__Written task__:
List all lines in the material below that contain "this".

__Exercise input__:
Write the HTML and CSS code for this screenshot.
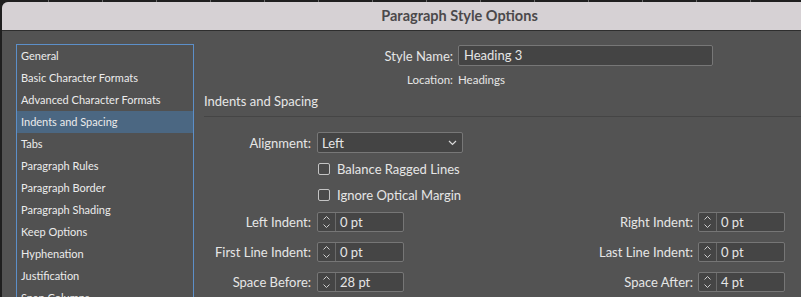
FILE: index.html
```html
<!DOCTYPE html>
<html>
<head>
<meta charset="utf-8">
<link rel="stylesheet" href="styles.css">
</head>
<body>
<div class="desk">
  <div class="window">
    <div class="titlebar">Paragraph Style Options</div>
    <div class="content">
      <div class="sidebar">
        <ul class="list">
          <li>General</li>
          <li>Basic Character Formats</li>
          <li>Advanced Character Formats</li>
          <li class="selected">Indents and Spacing</li>
          <li>Tabs</li>
          <li>Paragraph Rules</li>
          <li>Paragraph Border</li>
          <li>Paragraph Shading</li>
          <li>Keep Options</li>
          <li>Hyphenation</li>
          <li>Justification</li>
          <li>Span Columns</li>
        </ul>
      </div>
      <div class="main">
        <div class="name-row">
          <span class="label">Style Name:</span>
          <div class="textfield">Heading 3</div>
        </div>
        <div class="loc-row">
          <span class="label small">Location:</span>
          <span class="small">Headings</span>
        </div>
        <div class="section-title">Indents and Spacing</div>
        <div class="section">
          <div class="align-row">
            <span class="label">Alignment:</span>
            <div class="select">
              <span>Left</span>
              <svg class="chev" width="9" height="6" viewBox="0 0 9 6"><path d="M1 1 L4.5 4.5 L8 1" fill="none" stroke="#d8d8d8" stroke-width="1.2"/></svg>
            </div>
          </div>
          <label class="check"><span class="box"></span>Balance Ragged Lines</label>
          <label class="check"><span class="box"></span>Ignore Optical Margin</label>
          <div class="grid">
            <span class="label">Left Indent:</span>
            <div class="spin"><span class="arrows"><svg width="9" height="16" viewBox="0 0 9 16"><path d="M1.5 5.5 L4.5 2.5 L7.5 5.5 M1.5 10.5 L4.5 13.5 L7.5 10.5" fill="none" stroke="#cfcfcf" stroke-width="1"/></svg></span><span class="val">0 pt</span></div>
            <span class="label right">Right Indent:</span>
            <div class="spin"><span class="arrows"><svg width="9" height="16" viewBox="0 0 9 16"><path d="M1.5 5.5 L4.5 2.5 L7.5 5.5 M1.5 10.5 L4.5 13.5 L7.5 10.5" fill="none" stroke="#cfcfcf" stroke-width="1"/></svg></span><span class="val">0 pt</span></div>

            <span class="label">First Line Indent:</span>
            <div class="spin"><span class="arrows"><svg width="9" height="16" viewBox="0 0 9 16"><path d="M1.5 5.5 L4.5 2.5 L7.5 5.5 M1.5 10.5 L4.5 13.5 L7.5 10.5" fill="none" stroke="#cfcfcf" stroke-width="1"/></svg></span><span class="val">0 pt</span></div>
            <span class="label right">Last Line Indent:</span>
            <div class="spin"><span class="arrows"><svg width="9" height="16" viewBox="0 0 9 16"><path d="M1.5 5.5 L4.5 2.5 L7.5 5.5 M1.5 10.5 L4.5 13.5 L7.5 10.5" fill="none" stroke="#cfcfcf" stroke-width="1"/></svg></span><span class="val">0 pt</span></div>

            <span class="label">Space Before:</span>
            <div class="spin"><span class="arrows"><svg width="9" height="16" viewBox="0 0 9 16"><path d="M1.5 5.5 L4.5 2.5 L7.5 5.5 M1.5 10.5 L4.5 13.5 L7.5 10.5" fill="none" stroke="#cfcfcf" stroke-width="1"/></svg></span><span class="val">28 pt</span></div>
            <span class="label right">Space After:</span>
            <div class="spin"><span class="arrows"><svg width="9" height="16" viewBox="0 0 9 16"><path d="M1.5 5.5 L4.5 2.5 L7.5 5.5 M1.5 10.5 L4.5 13.5 L7.5 10.5" fill="none" stroke="#cfcfcf" stroke-width="1"/></svg></span><span class="val">4 pt</span></div>
          </div>
        </div>
      </div>
    </div>
  </div>
</div>
</body>
</html>
```

FILE: styles.css
```css
* { box-sizing: border-box; }
html, body { margin: 0; padding: 0; }
body {
  width: 801px;
  height: 297px;
  overflow: hidden;
  background: #1f1f1f;
  font-family: "Lato", "Open Sans", sans-serif;
  font-size: 13px;
  color: #e6e6e6;
}
.desk {
  height: 297px;
  padding: 2px 0 0 2px;
  background-color: #1f1f1f;
  background-image: repeating-linear-gradient(90deg, transparent 0 48px, #6a6a6a 48px 49px, transparent 49px 54px);
  background-size: 100% 3px;
  background-repeat: no-repeat;
}
.window {
  width: 799px;
  height: 295px;
  background: #535353;
  border-top-left-radius: 6px;
  overflow: hidden;
}
.titlebar {
  height: 29px;
  background: #d6d1d4;
  border-bottom: 1px solid #2e2e2e;
  color: #4b494b;
  font-weight: 700;
  font-size: 14.5px;
  display: flex;
  align-items: center;
  justify-content: center;
  padding: 0 0 2px 116px;
}
.content {
  display: flex;
}
.sidebar {
  padding: 13px 0 0 14px;
}
.list {
  list-style: none;
  margin: 0;
  padding: 0;
  width: 178px;
  height: 280px;
  border: 1px solid #5c8fc9;
  background: #515151;
  font-size: 11px;
}
.list li {
  height: 22px;
  line-height: 22px;
  padding-left: 4px;
  color: #ececec;
  white-space: nowrap;
}
.list li.selected {
  background: #4b6782;
}
.main {
  flex: 1;
  padding: 14px 0 0 10px;
}
.label {
  white-space: nowrap;
}
.name-row {
  display: flex;
  align-items: center;
  height: 21px;
  margin-left: 170px;
}
.name-row .label { width: 79px; text-align: right; margin-right: 5px; }
.textfield {
  width: 255px;
  height: 21px;
  background: #444444;
  border: 1px solid #777;
  border-radius: 2px;
  padding-left: 5px;
  line-height: 19px;
}
.loc-row {
  margin-left: 170px;
  margin-top: 4px;
  height: 18px;
  display: flex;
  align-items: center;
}
.loc-row .label { width: 79px; text-align: right; margin-right: 5px; }
.small { font-size: 11.5px; }
.section-title {
  margin-top: 4px;
  line-height: 19px;
  font-size: 13px;
  border-bottom: 1px solid #454545;
  padding-bottom: 5px;
}
.section {
  padding-top: 15px;
  padding-right: 16px;
}
.align-row {
  display: flex;
  align-items: center;
  height: 21px;
}
.align-row .label { width: 107px; text-align: right; margin-right: 6px; }
.select {
  width: 146px;
  height: 21px;
  background: #444444;
  border: 1px solid #777;
  border-radius: 2px;
  display: flex;
  align-items: center;
  justify-content: space-between;
  padding: 0 5px 0 4px;
}
.chev { margin-top: 1px; }
.check {
  display: flex;
  align-items: center;
  margin-left: 114px;
  height: 12px;
  margin-top: 10px;
}
.check + .check { margin-top: 14px; }
.box {
  width: 12px;
  height: 12px;
  border: 1px solid #c4c4c4;
  border-radius: 2px;
  margin-right: 7px;
  background: #4a4a4a;
}
.grid {
  margin-top: 11px;
  display: grid;
  grid-template-columns: 107px 87px 1fr 87px;
  column-gap: 6px;
  row-gap: 10px;
  align-items: center;
}
.grid .label { text-align: right; }
.grid .label.right { margin-right: -1px; }
.spin {
  height: 20px;
  background: #454545;
  border: 1px solid #767676;
  border-radius: 2px;
  display: flex;
  align-items: center;
}
.arrows {
  width: 18px;
  height: 100%;
  border-right: 1px solid #6a6a6a;
  display: flex;
  align-items: center;
  justify-content: center;
}
.val { padding-left: 4px; }
```
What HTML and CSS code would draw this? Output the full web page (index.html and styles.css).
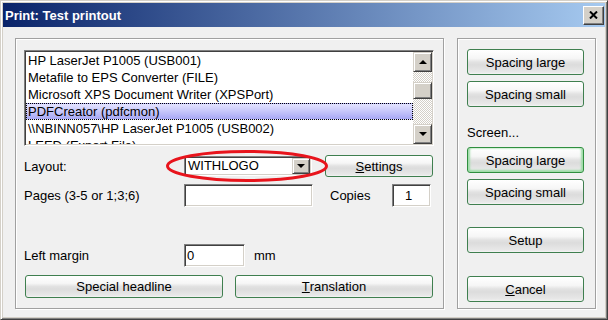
FILE: index.html
```html
<!DOCTYPE html>
<html lang="en">
  <head>
    <meta charset="UTF-8" />
    <title>Print: Test printout</title>
    <link rel="stylesheet" href="styles.css">
  </head>
  <body>
    <div class="window">
      <div class="titlebar">
        <span class="title">Print: Test printout</span>
        <span class="close">
          <svg width="9" height="8" viewBox="0 0 9 8"><path d="M1 0.5 L8 7.5 M8 0.5 L1 7.5" stroke="#000" stroke-width="2" /></svg>
        </span>
      </div>

      <div class="content">
        <div class="group group-main">
          <div class="listbox">
            <ul class="items">
              <li>HP LaserJet P1005 (USB001)</li>
              <li>Metafile to EPS Converter (FILE)</li>
              <li>Microsoft XPS Document Writer (XPSPort)</li>
              <li class="selected">PDFCreator (pdfcmon)</li>
              <li>\\NBINN057\HP LaserJet P1005 (USB002)</li>
              <li>LEED (Export File)</li>
            </ul>
            <div class="scrollbar">
              <span class="sb-btn"><span class="arrow up"></span></span>
              <span class="sb-track"><span class="sb-thumb"></span></span>
              <span class="sb-btn"><span class="arrow down"></span></span>
            </div>
          </div>

          <div class="row row-layout">
            <span class="label">Layout:</span>
            <div class="combo">
              <span class="combo-value">WITHLOGO</span>
              <span class="combo-btn"><span class="arrow down"></span></span>
            </div>
            <span class="btn btn-settings"><u>S</u>ettings</span>
            <svg class="mark" width="164" height="34" viewBox="0 0 164 34">
              <ellipse cx="82" cy="17" rx="79.5" ry="14.5" fill="none" stroke="#e8141c" stroke-width="3" />
            </svg>
          </div>

          <div class="row row-pages">
            <span class="label">Pages (3-5 or 1;3;6)</span>
            <span class="field field-pages"></span>
            <span class="label label-copies">Copies</span>
            <span class="field field-copies">1</span>
          </div>

          <div class="row row-margin">
            <span class="label">Left margin</span>
            <span class="field field-margin">0</span>
            <span class="label label-mm">mm</span>
          </div>

          <div class="row row-buttons">
            <span class="btn btn-wide">Special headline</span>
            <span class="btn btn-wide"><u>T</u>ranslation</span>
          </div>
        </div>

        <div class="group group-side">
          <span class="btn btn-side">Spacing large</span>
          <span class="btn btn-side">Spacing small</span>
          <span class="side-label">Screen...</span>
          <span class="btn btn-side btn-hot">Spacing large</span>
          <span class="btn btn-side">Spacing small</span>
          <span class="btn btn-side btn-setup">Setup</span>
          <span class="btn btn-side btn-cancel"><u>C</u>ancel</span>
        </div>
      </div>
    </div>
  </body>
</html>
```

FILE: styles.css
```css
body {
  margin: 0;
  font-family: "Liberation Sans", Arial, sans-serif;
  font-size: 13px;
  color: #000;
  background: #d4d0c8;
}

.window {
  width: 608px;
  height: 320px;
  box-sizing: border-box;
  border: 1px solid;
  border-color: #d4d0c8 #404040 #404040 #d4d0c8;
  box-shadow: inset 1px 1px #fff, inset -1px -1px #808080;
  padding: 2px;
  background: #d4d0c8;
  display: flex;
  flex-direction: column;
}

.titlebar {
  height: 24px;
  display: flex;
  align-items: center;
  justify-content: space-between;
  background: linear-gradient(to right, #0a246a, #a6caf0);
}

.title {
  padding-left: 2px;
  color: #fff;
  font-weight: bold;
  font-size: 13px;
  font-family: "Liberation Sans", sans-serif;
}

.close {
  width: 21px;
  height: 19px;
  margin-right: 1px;
  box-sizing: border-box;
  background: #d4d0c8;
  border: 1px solid;
  border-color: #fff #404040 #404040 #fff;
  box-shadow: inset -1px -1px #808080;
  display: flex;
  align-items: center;
  justify-content: center;
}

.content {
  flex: 1;
  display: flex;
  gap: 13px;
  padding: 11px 0 0 12px;
  background: #f0f0f0;
}

.group {
  height: 271px;
  box-sizing: border-box;
  border: 1px solid #a0a0a0;
  box-shadow: inset 1px 1px #fff, 1px 1px #fff;
}

.group-main {
  width: 429px;
  padding: 11px 0 0 8px;
}

.group-side {
  width: 139px;
  padding: 10px 0 0 9px;
  display: flex;
  flex-direction: column;
  align-items: flex-start;
}

/* list of printers */
.listbox {
  width: 410px;
  height: 96px;
  box-sizing: border-box;
  border: 1px solid;
  border-color: #808080 #fff #fff #808080;
  box-shadow: inset 1px 1px #404040, inset -1px -1px #d4d0c8;
  padding: 1px;
  background: #fff;
  display: flex;
  overflow: hidden;
}

.items {
  flex: 1;
  list-style: none;
  margin: 0;
  padding: 0;
  overflow: hidden;
}

.items li {
  height: 17px;
  line-height: 17px;
  padding-left: 2px;
  white-space: nowrap;
}

.items .selected {
  box-sizing: border-box;
  line-height: 15px;
  padding-left: 1px;
  border: 1px dotted #000;
  background: linear-gradient(#e4e4ff, #a8a8f4);
}

.scrollbar {
  width: 19px;
  display: flex;
  flex-direction: column;
}

.sb-btn,
.combo-btn {
  box-sizing: border-box;
  background: #d4d0c8;
  border: 1px solid;
  border-color: #d4d0c8 #404040 #404040 #d4d0c8;
  box-shadow: inset 1px 1px #fff, inset -1px -1px #808080;
  display: flex;
  align-items: center;
  justify-content: center;
}

.sb-btn {
  height: 20px;
}

.sb-track {
  flex: 1;
  padding-top: 10px;
  background: repeating-conic-gradient(#d4d0c8 0 25%, #fff 0 50%) 0 0 / 2px 2px;
}

.sb-thumb {
  display: block;
  height: 17px;
  box-sizing: border-box;
  background: #d4d0c8;
  border: 1px solid;
  border-color: #d4d0c8 #404040 #404040 #d4d0c8;
  box-shadow: inset 1px 1px #fff, inset -1px -1px #808080;
}

.arrow {
  width: 0;
  height: 0;
  border-left: 4px solid transparent;
  border-right: 4px solid transparent;
}

.arrow.up {
  border-bottom: 4px solid #000;
}

.arrow.down {
  border-top: 4px solid #000;
}

/* rows under the list */
.row {
  display: flex;
  align-items: center;
}

.label {
  width: 160px;
  white-space: nowrap;
}

.row-layout {
  position: relative;
  height: 22px;
  margin-top: 9px;
}

.combo {
  width: 128px;
  height: 20px;
  box-sizing: border-box;
  border: 1px solid;
  border-color: #808080 #fff #fff #808080;
  box-shadow: inset 1px 1px #404040, inset -1px -1px #d4d0c8;
  padding: 1px;
  background: #fff;
  display: flex;
}

.combo-value {
  flex: 1;
  padding-left: 2px;
  line-height: 16px;
}

.combo-btn {
  width: 18px;
}

.mark {
  position: absolute;
  left: 141px;
  top: -6px;
}

.row-pages {
  height: 23px;
  margin-top: 7px;
}

.row-margin {
  height: 23px;
  margin-top: 37px;
}

.row-buttons {
  height: 23px;
  margin-top: 8px;
  padding-left: 1px;
  gap: 12px;
}

.field {
  height: 23px;
  box-sizing: border-box;
  border: 1px solid;
  border-color: #808080 #fff #fff #808080;
  box-shadow: inset 1px 1px #404040, inset -1px -1px #d4d0c8;
  background: #fff;
  padding: 3px 0 0 3px;
}

.field-pages {
  width: 129px;
}

.label-copies {
  width: 62px;
  margin-left: 17px;
}

.field-copies {
  width: 39px;
  padding-left: 12px;
}

.field-margin {
  width: 61px;
  padding-left: 2px;
}

.label-mm {
  width: auto;
  margin-left: 9px;
}

/* buttons */
.btn {
  box-sizing: border-box;
  border: 1px solid #3f7f4f;
  border-radius: 3px;
  background: linear-gradient(#ffffff 0%, #f6f6f6 35%, #e2e2e2 50%, #dcdcdc 62%, #e8e8e8 92%, #f4f4f4 100%);
  display: flex;
  align-items: center;
  justify-content: center;
  white-space: nowrap;
}

.btn-settings {
  width: 108px;
  height: 22px;
  margin-left: 13px;
}

.btn-wide {
  width: 198px;
  height: 23px;
}

.btn-side {
  width: 117px;
  height: 26px;
  margin-bottom: 6px;
}

.btn-hot {
  border-color: #2f8f3f;
  box-shadow: inset 2px 0 2px #9fdca8, inset -2px 0 2px #9fdca8, inset 0 -2px 2px #9fdca8;
}

.side-label {
  margin: 12px 0 6px;
  line-height: 16px;
}

.btn-setup {
  margin-top: 16px;
}

.btn-cancel {
  margin-top: 17px;
}
```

__Written response__:
Write the HTML and CSS code for this screenshot.
What HTML and CSS code would draw this? Output the full web page (index.html and styles.css).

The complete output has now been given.